- [EXERCISE GOAL]: Reproduce the entries exactly.

# Start of MATERIAL FOR THIS EXERCISE

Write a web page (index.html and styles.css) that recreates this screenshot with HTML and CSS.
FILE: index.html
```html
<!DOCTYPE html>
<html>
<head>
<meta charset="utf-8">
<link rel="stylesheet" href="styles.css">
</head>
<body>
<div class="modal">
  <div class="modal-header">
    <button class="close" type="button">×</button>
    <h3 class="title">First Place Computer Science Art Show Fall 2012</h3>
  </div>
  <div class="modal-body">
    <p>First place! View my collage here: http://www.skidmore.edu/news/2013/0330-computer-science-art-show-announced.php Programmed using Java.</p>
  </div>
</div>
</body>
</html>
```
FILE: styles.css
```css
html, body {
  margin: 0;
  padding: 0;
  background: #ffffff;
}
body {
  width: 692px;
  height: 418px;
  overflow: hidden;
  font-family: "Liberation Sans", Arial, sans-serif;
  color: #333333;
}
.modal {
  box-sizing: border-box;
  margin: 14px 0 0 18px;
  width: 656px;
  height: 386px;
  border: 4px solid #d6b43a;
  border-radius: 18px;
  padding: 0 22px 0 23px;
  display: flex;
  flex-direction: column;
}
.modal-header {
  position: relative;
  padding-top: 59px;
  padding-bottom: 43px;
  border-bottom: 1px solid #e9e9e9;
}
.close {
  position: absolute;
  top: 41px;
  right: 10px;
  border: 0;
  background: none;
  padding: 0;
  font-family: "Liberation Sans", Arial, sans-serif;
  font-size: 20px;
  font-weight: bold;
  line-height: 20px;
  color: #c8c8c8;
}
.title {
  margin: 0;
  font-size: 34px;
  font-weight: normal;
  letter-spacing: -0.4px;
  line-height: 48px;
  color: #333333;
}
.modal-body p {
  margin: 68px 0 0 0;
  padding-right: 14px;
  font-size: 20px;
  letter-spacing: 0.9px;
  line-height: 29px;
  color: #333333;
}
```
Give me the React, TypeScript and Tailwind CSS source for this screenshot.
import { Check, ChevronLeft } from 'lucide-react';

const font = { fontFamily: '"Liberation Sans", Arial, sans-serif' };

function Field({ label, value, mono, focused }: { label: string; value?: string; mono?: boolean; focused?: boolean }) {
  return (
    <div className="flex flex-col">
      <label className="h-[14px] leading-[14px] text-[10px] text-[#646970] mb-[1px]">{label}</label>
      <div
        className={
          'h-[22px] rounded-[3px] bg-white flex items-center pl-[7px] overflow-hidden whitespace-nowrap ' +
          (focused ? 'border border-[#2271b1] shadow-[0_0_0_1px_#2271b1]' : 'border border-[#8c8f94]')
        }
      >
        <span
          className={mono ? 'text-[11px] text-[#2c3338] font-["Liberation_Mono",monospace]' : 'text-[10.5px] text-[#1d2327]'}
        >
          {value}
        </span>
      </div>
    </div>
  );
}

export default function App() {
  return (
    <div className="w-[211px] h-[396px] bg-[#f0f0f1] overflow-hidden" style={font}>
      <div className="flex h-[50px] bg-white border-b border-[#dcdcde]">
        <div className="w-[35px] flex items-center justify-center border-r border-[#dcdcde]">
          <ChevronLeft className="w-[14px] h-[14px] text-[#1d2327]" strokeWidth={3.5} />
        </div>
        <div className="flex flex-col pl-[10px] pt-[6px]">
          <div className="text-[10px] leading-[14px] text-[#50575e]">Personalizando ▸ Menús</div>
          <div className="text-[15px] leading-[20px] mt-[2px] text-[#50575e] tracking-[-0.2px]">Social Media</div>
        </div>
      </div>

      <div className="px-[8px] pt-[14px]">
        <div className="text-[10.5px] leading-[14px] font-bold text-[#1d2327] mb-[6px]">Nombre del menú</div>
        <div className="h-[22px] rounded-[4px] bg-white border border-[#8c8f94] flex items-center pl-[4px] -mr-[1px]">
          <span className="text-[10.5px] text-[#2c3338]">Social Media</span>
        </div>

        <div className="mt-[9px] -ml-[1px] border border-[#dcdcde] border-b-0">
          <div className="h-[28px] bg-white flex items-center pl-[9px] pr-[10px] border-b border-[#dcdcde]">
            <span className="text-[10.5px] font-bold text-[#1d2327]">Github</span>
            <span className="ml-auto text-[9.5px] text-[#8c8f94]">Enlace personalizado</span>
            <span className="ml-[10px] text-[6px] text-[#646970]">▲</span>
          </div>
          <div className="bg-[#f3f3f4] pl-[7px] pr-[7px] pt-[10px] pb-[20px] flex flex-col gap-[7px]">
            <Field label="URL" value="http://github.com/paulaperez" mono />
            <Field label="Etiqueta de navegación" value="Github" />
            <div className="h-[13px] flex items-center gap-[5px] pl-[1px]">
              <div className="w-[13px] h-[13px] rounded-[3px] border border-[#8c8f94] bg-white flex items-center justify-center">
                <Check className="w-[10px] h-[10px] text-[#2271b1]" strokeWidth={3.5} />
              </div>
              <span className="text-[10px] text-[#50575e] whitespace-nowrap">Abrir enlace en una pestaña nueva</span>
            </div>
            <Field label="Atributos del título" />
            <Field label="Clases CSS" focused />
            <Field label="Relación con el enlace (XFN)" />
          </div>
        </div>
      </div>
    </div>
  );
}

# End of MATERIAL FOR THIS EXERCISE

- [WRITTEN ANSWER]:
Write a web page (index.html and styles.css) that recreates this screenshot with HTML and CSS.
FILE: index.html
```html
<!DOCTYPE html>
<html>
<head>
<meta charset="utf-8">
<link rel="stylesheet" href="styles.css">
</head>
<body>
<div class="modal">
  <div class="modal-header">
    <button class="close" type="button">×</button>
    <h3 class="title">First Place Computer Science Art Show Fall 2012</h3>
  </div>
  <div class="modal-body">
    <p>First place! View my collage here: http://www.skidmore.edu/news/2013/0330-computer-science-art-show-announced.php Programmed using Java.</p>
  </div>
</div>
</body>
</html>
```
FILE: styles.css
```css
html, body {
  margin: 0;
  padding: 0;
  background: #ffffff;
}
body {
  width: 692px;
  height: 418px;
  overflow: hidden;
  font-family: "Liberation Sans", Arial, sans-serif;
  color: #333333;
}
.modal {
  box-sizing: border-box;
  margin: 14px 0 0 18px;
  width: 656px;
  height: 386px;
  border: 4px solid #d6b43a;
  border-radius: 18px;
  padding: 0 22px 0 23px;
  display: flex;
  flex-direction: column;
}
.modal-header {
  position: relative;
  padding-top: 59px;
  padding-bottom: 43px;
  border-bottom: 1px solid #e9e9e9;
}
.close {
  position: absolute;
  top: 41px;
  right: 10px;
  border: 0;
  background: none;
  padding: 0;
  font-family: "Liberation Sans", Arial, sans-serif;
  font-size: 20px;
  font-weight: bold;
  line-height: 20px;
  color: #c8c8c8;
}
.title {
  margin: 0;
  font-size: 34px;
  font-weight: normal;
  letter-spacing: -0.4px;
  line-height: 48px;
  color: #333333;
}
.modal-body p {
  margin: 68px 0 0 0;
  padding-right: 14px;
  font-size: 20px;
  letter-spacing: 0.9px;
  line-height: 29px;
  color: #333333;
}
```
Give me the React, TypeScript and Tailwind CSS source for this screenshot.
import { Check, ChevronLeft } from 'lucide-react';

const font = { fontFamily: '"Liberation Sans", Arial, sans-serif' };

function Field({ label, value, mono, focused }: { label: string; value?: string; mono?: boolean; focused?: boolean }) {
  return (
    <div className="flex flex-col">
      <label className="h-[14px] leading-[14px] text-[10px] text-[#646970] mb-[1px]">{label}</label>
      <div
        className={
          'h-[22px] rounded-[3px] bg-white flex items-center pl-[7px] overflow-hidden whitespace-nowrap ' +
          (focused ? 'border border-[#2271b1] shadow-[0_0_0_1px_#2271b1]' : 'border border-[#8c8f94]')
        }
      >
        <span
          className={mono ? 'text-[11px] text-[#2c3338] font-["Liberation_Mono",monospace]' : 'text-[10.5px] text-[#1d2327]'}
        >
          {value}
        </span>
      </div>
    </div>
  );
}

export default function App() {
  return (
    <div className="w-[211px] h-[396px] bg-[#f0f0f1] overflow-hidden" style={font}>
      <div className="flex h-[50px] bg-white border-b border-[#dcdcde]">
        <div className="w-[35px] flex items-center justify-center border-r border-[#dcdcde]">
          <ChevronLeft className="w-[14px] h-[14px] text-[#1d2327]" strokeWidth={3.5} />
        </div>
        <div className="flex flex-col pl-[10px] pt-[6px]">
          <div className="text-[10px] leading-[14px] text-[#50575e]">Personalizando ▸ Menús</div>
          <div className="text-[15px] leading-[20px] mt-[2px] text-[#50575e] tracking-[-0.2px]">Social Media</div>
        </div>
      </div>

      <div className="px-[8px] pt-[14px]">
        <div className="text-[10.5px] leading-[14px] font-bold text-[#1d2327] mb-[6px]">Nombre del menú</div>
        <div className="h-[22px] rounded-[4px] bg-white border border-[#8c8f94] flex items-center pl-[4px] -mr-[1px]">
          <span className="text-[10.5px] text-[#2c3338]">Social Media</span>
        </div>

        <div className="mt-[9px] -ml-[1px] border border-[#dcdcde] border-b-0">
          <div className="h-[28px] bg-white flex items-center pl-[9px] pr-[10px] border-b border-[#dcdcde]">
            <span className="text-[10.5px] font-bold text-[#1d2327]">Github</span>
            <span className="ml-auto text-[9.5px] text-[#8c8f94]">Enlace personalizado</span>
            <span className="ml-[10px] text-[6px] text-[#646970]">▲</span>
          </div>
          <div className="bg-[#f3f3f4] pl-[7px] pr-[7px] pt-[10px] pb-[20px] flex flex-col gap-[7px]">
            <Field label="URL" value="http://github.com/paulaperez" mono />
            <Field label="Etiqueta de navegación" value="Github" />
            <div className="h-[13px] flex items-center gap-[5px] pl-[1px]">
              <div className="w-[13px] h-[13px] rounded-[3px] border border-[#8c8f94] bg-white flex items-center justify-center">
                <Check className="w-[10px] h-[10px] text-[#2271b1]" strokeWidth={3.5} />
              </div>
              <span className="text-[10px] text-[#50575e] whitespace-nowrap">Abrir enlace en una pestaña nueva</span>
            </div>
            <Field label="Atributos del título" />
            <Field label="Clases CSS" focused />
            <Field label="Relación con el enlace (XFN)" />
          </div>
        </div>
      </div>
    </div>
  );
}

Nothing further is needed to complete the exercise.